DATASET EXCERPT –
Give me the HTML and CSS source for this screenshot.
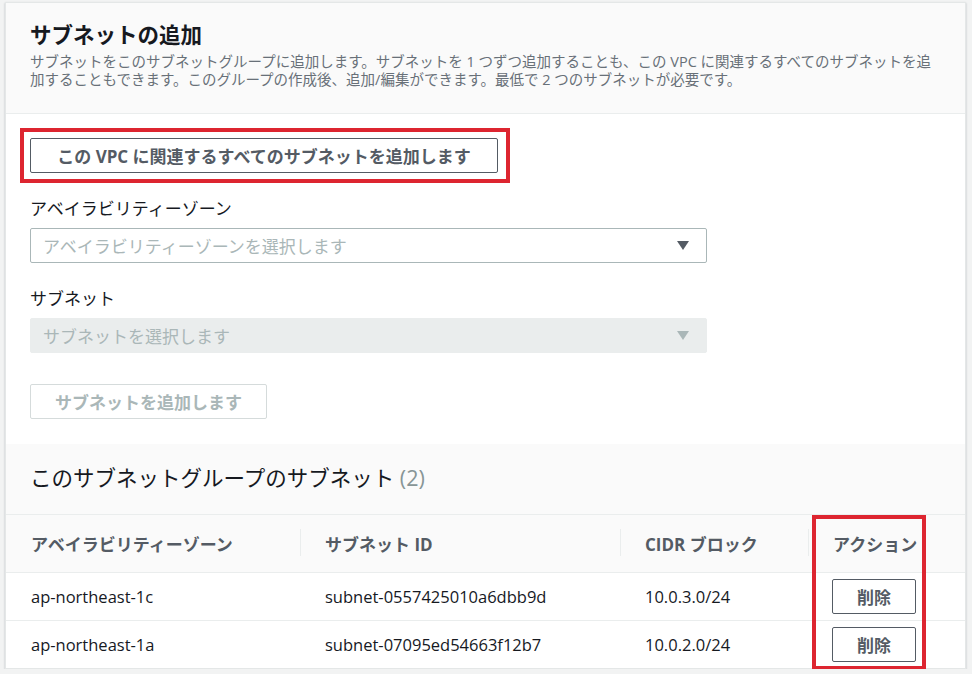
FILE: index.html
```html
<!DOCTYPE html>
<html lang="ja">
<head>
    <meta charset="UTF-8">
    <title>サブネットの追加</title>
    <link rel="stylesheet" href="styles.css">
</head>
<body>
    <div class="panel">
        <div class="panel-header">
            <h2 class="panel-title">サブネットの追加</h2>
            <p class="panel-desc">サブネットをこのサブネットグループに追加します。サブネットを 1 つずつ追加することも、この VPC に関連するすべてのサブネットを追<br>加することもできます。このグループの作成後、追加/編集ができます。最低で 2 つのサブネットが必要です。</p>
        </div>

        <div class="panel-body">
            <div class="highlight">
                <button class="btn btn-wide">この VPC に関連するすべてのサブネットを追加します</button>
            </div>

            <div class="field">
                <div class="field-label">アベイラビリティーゾーン</div>
                <div class="select">
                    <span>アベイラビリティーゾーンを選択します</span>
                    <svg class="caret" viewBox="0 0 12 9"><path d="M0 0 H12 L6 9 Z"/></svg>
                </div>
            </div>

            <div class="field">
                <div class="field-label">サブネット</div>
                <div class="select select-disabled">
                    <span>サブネットを選択します</span>
                    <svg class="caret" viewBox="0 0 12 9"><path d="M0 0 H12 L6 9 Z"/></svg>
                </div>
            </div>

            <button class="btn btn-disabled">サブネットを追加します</button>
        </div>

        <div class="table-title">
            このサブネットグループのサブネット <span class="count">(2)</span>
        </div>

        <div class="subnet-table">
            <div class="th">アベイラビリティーゾーン</div>
            <div class="th sep">サブネット ID</div>
            <div class="th sep">CIDR ブロック</div>
            <div class="th sep">アクション</div>

            <div class="td">ap-northeast-1c</div>
            <div class="td">subnet-0557425010a6dbb9d</div>
            <div class="td">10.0.3.0/24</div>
            <div class="td"><button class="btn btn-small">削除</button></div>

            <div class="td last">ap-northeast-1a</div>
            <div class="td last">subnet-07095ed54663f12b7</div>
            <div class="td last">10.0.2.0/24</div>
            <div class="td last"><button class="btn btn-small">削除</button></div>

            <div class="action-mark"></div>
        </div>
    </div>
</body>
</html>
```

FILE: styles.css
```css
body {
    margin: 0;
    background: #f2f3f3;
    font-family: "Open Sans", "Noto Sans CJK JP", sans-serif;
    color: #16191f;
}

.panel {
    margin: 2px 6px 0 5px;
    background: #fff;
    border: 1px solid #e4e7e7;
    box-shadow: 0 1px 2px rgba(0, 22, 40, 0.25);
}

.panel-header {
    padding: 17px 24px 24px;
    background: #fafafa;
    border-bottom: 1px solid #eaeded;
}

.panel-title {
    margin: 0;
    font-size: 21.5px;
    line-height: 30px;
    font-weight: 700;
}

.panel-desc {
    margin: 3px 0 0;
    font-size: 14.5px;
    line-height: 18px;
    color: #687078;
}

.panel-body {
    padding: 14px 24px 25px;
}

.highlight {
    display: inline-block;
    margin-left: -10px;
    padding: 6px 8px 6px 6px;
    border: 4px solid #dd2530;
}

.btn {
    display: block;
    height: 35px;
    padding: 0 20px;
    background: #fff;
    border: 1px solid #545b64;
    border-radius: 2px;
    font-family: inherit;
    font-size: 17px;
    font-weight: 700;
    color: #545b64;
}

.btn-wide {
    width: 468px;
}

.btn-disabled {
    width: 237px;
    margin-top: 31px;
    border-color: #d5dbdb;
    color: #aab7b8;
}

.field {
    margin-top: 15px;
}

.field + .field {
    margin-top: 25px;
}

.field-label {
    font-size: 17px;
    line-height: 22px;
    margin-bottom: 8px;
}

.select {
    width: 677px;
    height: 35px;
    box-sizing: border-box;
    display: flex;
    align-items: center;
    justify-content: space-between;
    padding: 0 17px 0 12px;
    border: 1px solid #aab7b8;
    border-radius: 2px;
    font-size: 17px;
    color: #aab7b8;
}

.select-disabled {
    background: #eaeded;
    border-color: #eaeded;
}

.caret {
    width: 12px;
    height: 9px;
    fill: #545b64;
}

.select-disabled .caret {
    fill: #aab7b8;
}

.table-title {
    padding: 19px 24px 21px;
    background: #fafafa;
    border-bottom: 1px solid #eaeded;
    font-size: 21.5px;
    line-height: 30px;
}

.count {
    color: #879596;
}

.subnet-table {
    position: relative;
    display: grid;
    grid-template-columns: 294px 320px 188px 1fr;
}

.th, .td {
    display: flex;
    align-items: center;
    padding-left: 25px;
    font-size: 16.5px;
}

.th {
    position: relative;
    height: 57px;
    background: #fafafa;
    border-bottom: 1px solid #eaeded;
    font-size: 17px;
    font-weight: 700;
    color: #545b64;
}

.th.sep::before {
    content: '';
    position: absolute;
    left: 0;
    top: 14px;
    height: 27px;
    border-left: 1px solid #eaeded;
}

.td {
    height: 47px;
    border-bottom: 1px solid #eaeded;
}

.td.last {
    border-bottom: none;
}

.td:nth-child(4n) {
    padding-left: 24px;
}

.btn-small {
    width: 84px;
    padding: 0;
}

.action-mark {
    position: absolute;
    left: 806px;
    top: 0;
    width: 106px;
    bottom: -2px;
    border: 4px solid #dd2530;
}
```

EXERCISE INSTRUCTIONS –
All of the data above should be transcribed verbatim, with pictures omitted.

FINISHED ANSWER –
Give me the HTML and CSS source for this screenshot.
FILE: index.html
```html
<!DOCTYPE html>
<html lang="ja">
<head>
    <meta charset="UTF-8">
    <title>サブネットの追加</title>
    <link rel="stylesheet" href="styles.css">
</head>
<body>
    <div class="panel">
        <div class="panel-header">
            <h2 class="panel-title">サブネットの追加</h2>
            <p class="panel-desc">サブネットをこのサブネットグループに追加します。サブネットを 1 つずつ追加することも、この VPC に関連するすべてのサブネットを追<br>加することもできます。このグループの作成後、追加/編集ができます。最低で 2 つのサブネットが必要です。</p>
        </div>

        <div class="panel-body">
            <div class="highlight">
                <button class="btn btn-wide">この VPC に関連するすべてのサブネットを追加します</button>
            </div>

            <div class="field">
                <div class="field-label">アベイラビリティーゾーン</div>
                <div class="select">
                    <span>アベイラビリティーゾーンを選択します</span>
                    <svg class="caret" viewBox="0 0 12 9"><path d="M0 0 H12 L6 9 Z"/></svg>
                </div>
            </div>

            <div class="field">
                <div class="field-label">サブネット</div>
                <div class="select select-disabled">
                    <span>サブネットを選択します</span>
                    <svg class="caret" viewBox="0 0 12 9"><path d="M0 0 H12 L6 9 Z"/></svg>
                </div>
            </div>

            <button class="btn btn-disabled">サブネットを追加します</button>
        </div>

        <div class="table-title">
            このサブネットグループのサブネット <span class="count">(2)</span>
        </div>

        <div class="subnet-table">
            <div class="th">アベイラビリティーゾーン</div>
            <div class="th sep">サブネット ID</div>
            <div class="th sep">CIDR ブロック</div>
            <div class="th sep">アクション</div>

            <div class="td">ap-northeast-1c</div>
            <div class="td">subnet-0557425010a6dbb9d</div>
            <div class="td">10.0.3.0/24</div>
            <div class="td"><button class="btn btn-small">削除</button></div>

            <div class="td last">ap-northeast-1a</div>
            <div class="td last">subnet-07095ed54663f12b7</div>
            <div class="td last">10.0.2.0/24</div>
            <div class="td last"><button class="btn btn-small">削除</button></div>

            <div class="action-mark"></div>
        </div>
    </div>
</body>
</html>
```

FILE: styles.css
```css
body {
    margin: 0;
    background: #f2f3f3;
    font-family: "Open Sans", "Noto Sans CJK JP", sans-serif;
    color: #16191f;
}

.panel {
    margin: 2px 6px 0 5px;
    background: #fff;
    border: 1px solid #e4e7e7;
    box-shadow: 0 1px 2px rgba(0, 22, 40, 0.25);
}

.panel-header {
    padding: 17px 24px 24px;
    background: #fafafa;
    border-bottom: 1px solid #eaeded;
}

.panel-title {
    margin: 0;
    font-size: 21.5px;
    line-height: 30px;
    font-weight: 700;
}

.panel-desc {
    margin: 3px 0 0;
    font-size: 14.5px;
    line-height: 18px;
    color: #687078;
}

.panel-body {
    padding: 14px 24px 25px;
}

.highlight {
    display: inline-block;
    margin-left: -10px;
    padding: 6px 8px 6px 6px;
    border: 4px solid #dd2530;
}

.btn {
    display: block;
    height: 35px;
    padding: 0 20px;
    background: #fff;
    border: 1px solid #545b64;
    border-radius: 2px;
    font-family: inherit;
    font-size: 17px;
    font-weight: 700;
    color: #545b64;
}

.btn-wide {
    width: 468px;
}

.btn-disabled {
    width: 237px;
    margin-top: 31px;
    border-color: #d5dbdb;
    color: #aab7b8;
}

.field {
    margin-top: 15px;
}

.field + .field {
    margin-top: 25px;
}

.field-label {
    font-size: 17px;
    line-height: 22px;
    margin-bottom: 8px;
}

.select {
    width: 677px;
    height: 35px;
    box-sizing: border-box;
    display: flex;
    align-items: center;
    justify-content: space-between;
    padding: 0 17px 0 12px;
    border: 1px solid #aab7b8;
    border-radius: 2px;
    font-size: 17px;
    color: #aab7b8;
}

.select-disabled {
    background: #eaeded;
    border-color: #eaeded;
}

.caret {
    width: 12px;
    height: 9px;
    fill: #545b64;
}

.select-disabled .caret {
    fill: #aab7b8;
}

.table-title {
    padding: 19px 24px 21px;
    background: #fafafa;
    border-bottom: 1px solid #eaeded;
    font-size: 21.5px;
    line-height: 30px;
}

.count {
    color: #879596;
}

.subnet-table {
    position: relative;
    display: grid;
    grid-template-columns: 294px 320px 188px 1fr;
}

.th, .td {
    display: flex;
    align-items: center;
    padding-left: 25px;
    font-size: 16.5px;
}

.th {
    position: relative;
    height: 57px;
    background: #fafafa;
    border-bottom: 1px solid #eaeded;
    font-size: 17px;
    font-weight: 700;
    color: #545b64;
}

.th.sep::before {
    content: '';
    position: absolute;
    left: 0;
    top: 14px;
    height: 27px;
    border-left: 1px solid #eaeded;
}

.td {
    height: 47px;
    border-bottom: 1px solid #eaeded;
}

.td.last {
    border-bottom: none;
}

.td:nth-child(4n) {
    padding-left: 24px;
}

.btn-small {
    width: 84px;
    padding: 0;
}

.action-mark {
    position: absolute;
    left: 806px;
    top: 0;
    width: 106px;
    bottom: -2px;
    border: 4px solid #dd2530;
}
```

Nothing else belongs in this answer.